Thank you for the answer. I tested your code and it does not work. The error is “Sizes of tensors must match except in dimension 0. Expected size 4 but got size 3 for tensor number 1 in the list”. Here is my training loop:

for e in range(epochs):
    train_loss = 0.0
    model.train()     # Optional when not using Model Specific layer
    for data, labels in train_dataloader:
        optimizer.zero_grad()
        target = model(data) #The code crash here
        loss = MSELoss(target, labels)
        loss. Backward()
        optimizer.step()
        train_loss += loss. Item()

The dataloder is fine. When I pass it through linear model (simple single nn.Sequential 21 input, 11 output) it works, and the ANN is learning. Here it is just for clarification:
train_dataloader = torch_data.DataLoader(dataset=train, batch_size=batch_size, shuffle=True)

You need to make sure the Tensors that all your sub-networks output are concatenateable. Can you print out the shape of all these tensors?

Here is the print(model) output

Model(
  (d1): Sequential(
    (0): Linear(in_features=21, out_features=4, bias=True)
    (1): Linear(in_features=4, out_features=4, bias=True)
  )
  (d2): Sequential(
    (0): Linear(in_features=21, out_features=3, bias=True)
    (1): Linear(in_features=3, out_features=3, bias=True)
  )
  (d3): Sequential(
    (0): Linear(in_features=21, out_features=4, bias=True)
    (1): Linear(in_features=4, out_features=4, bias=True)
  )
)

My Input is 21x55, output is 11x55

The code I posted is to give you a demonstration of how you can construct this network in PyTorch and it works. For your tensors (you must be using batches), you need to take care of the shapes while concatenating by specifying the dimension on which to concatenate.

See this example where the input tensor is 55*21 (55 examples in one batch):

class Model(torch.nn.Module):
  def __init__(self):
    super(Model, self).__init__()

    self.d1 = nn.Sequential(nn.Linear(21, 4), nn.Linear(4, 4))
    self.d2 = nn.Sequential(nn.Linear(21, 3), nn.Linear(3, 3))
    self.d3 = nn.Sequential(nn.Linear(21, 4), nn.Linear(4, 4))

  def forward(self, x):
    return torch.cat((self.d1(x), self.d2(x), self.d3(x)), dim=1) # specify the dimension here

x = torch.randn(55, 21)
model = Model()
y = model(x)
print(y.size()) # torch.Size([55, 11]) -- it works

Thank you! Now it works, dim=1 did the trick. Here is torchview visualization I generated just to make sure the topology is correct (batch_size=10).
image

Just out of the contest - I vaguely understand what you mean by “you must be using batches”. Does it mean that PyTorch can be used without batching data? Like I just throw all I have in one run? Every single example I found was using “batch_size” as obligatory.

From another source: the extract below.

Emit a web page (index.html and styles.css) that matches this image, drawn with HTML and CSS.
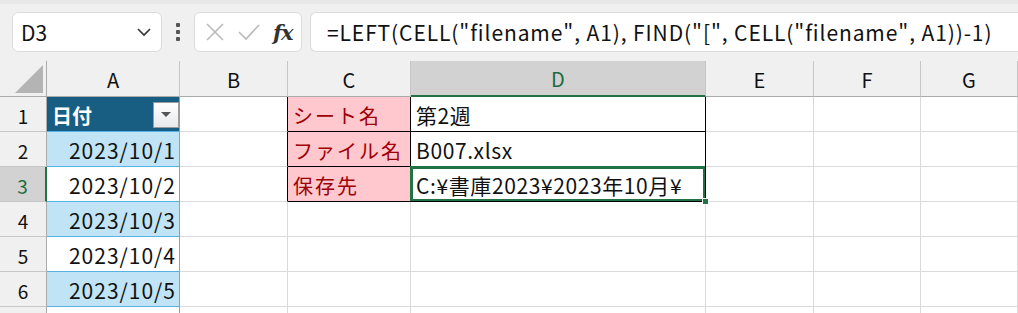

That would, in a sense, imply using batch_size=1 which isn’t desired for many reasons including inefficient use of hardware (unless ofcourse you have to do it because of hardware constraints itself).

What would be the best way to parallelize the sub-networks?

Take a look at the answer I marked as solution. It handles 3 ANN in parallel. Is it what are you looking for?

If I do a torchview visualization and it shows 3 branches in parallel, does this always imply that the branches are then executed in parallel?

If you mean parallel computing between CPU threads - I don’t know the answer. I’m just starting my journey here, maybe someone more experienced will be able to answer.

I’d like to know if the branches are processed in parallel on the GPUs, and if not, what would be the best way to parallelize the branches in such an example.

Hello,
I am also interested if these branches are executed in parallel on GPU? Do we gain any speed with respect to training the three sub-networks independently and sequentially and then combining the results afterwards. Thanks!

After implementing this myself, the short answer is no, they are not run in parallel, unless you vectorize the forward function that manages the branches with vmap.